The arch_prepare_bpf_trampoline() supports BPF_TRAMP_F_ORIG_STACK.
So one 2-arg trampoline will work to invoke prog A in all 10k 2-arg functions.
We don't need to match types, but have to compare that btf_func_model-s
are the same.

Menglong, your global trampoline for 0,1,..6 args works only for x86,
because btf_func_model doesn't care about sizes of args,
but it's not the correct mental model to use.

The above "10k with 2 args" is a simplified example.
We will need an arch specific callback is_btf_func_model_equal()
that will compare func models in arch specific ways.
For x86-64 the number of args is all it needs.
For other archs it will compare sizes and flags too.
So 30k functions will be sorted into
10k with btf_func_model_1, 10k with btf_func_model_2 and so on.
And the corresponding number of equivalent trampolines will be generated.

Note there will be no actual BTF types. All args will be untyped and
untrusted unlike current fentry.
We can go further and sort 30k functions by comparing BTFs
instead of btf_func_model-s, but I suspect 30k funcs will be split
into several thousands of exact BTFs. At that point multi-fentry
benefits are diminishing and we might as well generate 30k unique
bpf trampolines for 30k functions and avoid all the complexity.
So I would sort by btf_func_model compared by arch specific comparator.

Now say prog B needs to be attached to another 30k functions.
If all 30k+30k functions are different then it's the same as
the previous step.
Say, prog A is attached to 10k funcs with btf_func_model_1.
If prog B wants to attach to the exact same func set then we
just regenerate bpf trampoline with hard coded progs A and B
and reattach.
If not then we need to split the set into up to 3 sets.
Say, prog B wants 5k funcs, but only 1k func are common:
(prog_A, 9k func with btf_func_model_1) -> bpf trampoline X
(prog_A, prog_B, 1k funcs with btf_func_model_1) -> bpf trampoline Y
(prog_B, 4k funcs with btf_func_model_1) -> bpf trampoline Z

And so on when prog C needs to be attached.
At detach time we can merge sets/trampolines,
but for now we can leave it all fragmented.
Unlike regular fentry progs the multi-fentry progs are not going to
be attached for long time. So we can reduce the detach complexity.

The nice part of the algorithm is that coexistence of fentry
and multi-fentry is easy.
If fentry is already attached to some function we just
attach multi-fentry prog to that bpf trampoline.
If multi-fentry was attached first and fentry needs to be attached,
we create a regular bpf trampoline and add both progs there.

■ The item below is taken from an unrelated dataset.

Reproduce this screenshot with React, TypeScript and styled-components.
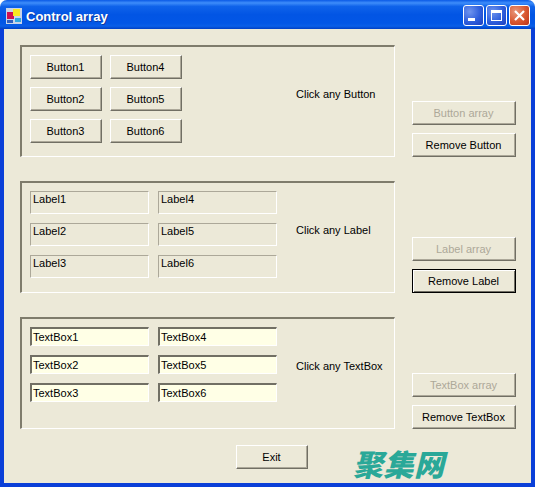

The intersect and sorting by btf_func_model is not trivial,
but we can hold global trampoline_mutex, so no concerns of races.

Example:
bpf_link_A is a set of:
(prog_A, funcs X,Y with btf_func_model_1)
(prog_A, funcs N,M with btf_func_model_2)

To attach prog B via bpf_link_B that wants:
(prog_B, funcs Y,Z with btf_func_model_1)
(prog_B, funcs P,Q with btf_func_model_3)

walk all existing links, intersect and split, and update the links.
At the end:

bpf_link_A:
(prog_A, funcs X with btf_func_model_1)
(prog_A, prog_B funcs Y with btf_func_model_1)
(prog_A, funcs N,M with btf_func_model_2)

bpf_link_B:
(prog_A, prog_B funcs Y with btf_func_model_1)
(prog_B, funcs Z with btf_func_model_1)
(prog_B, funcs P,Q with btf_func_model_3)

When link is detached: walk its own tuples, remove the prog,
if nr_progs == 0 -> detach corresponding trampoline,
if nr_progs > 0 -> remove prog and regenerate trampoline.

If fentry prog C needs to be attached to N it might split bpf_link_A:
(prog_A, funcs X with btf_func_model_1)
(prog_A, prog_B funcs Y with btf_func_model_1)
(prog_A, funcs M with btf_func_model_2)
(prog_A, prog_C funcs N with _fentry_)

Last time we gave up on it because we discovered that
overlap support was too complicated, but I cannot recall now
what it was :)
Maybe all of the above repeating some old mistakes.

Jiri,
How does the above proposal look to you?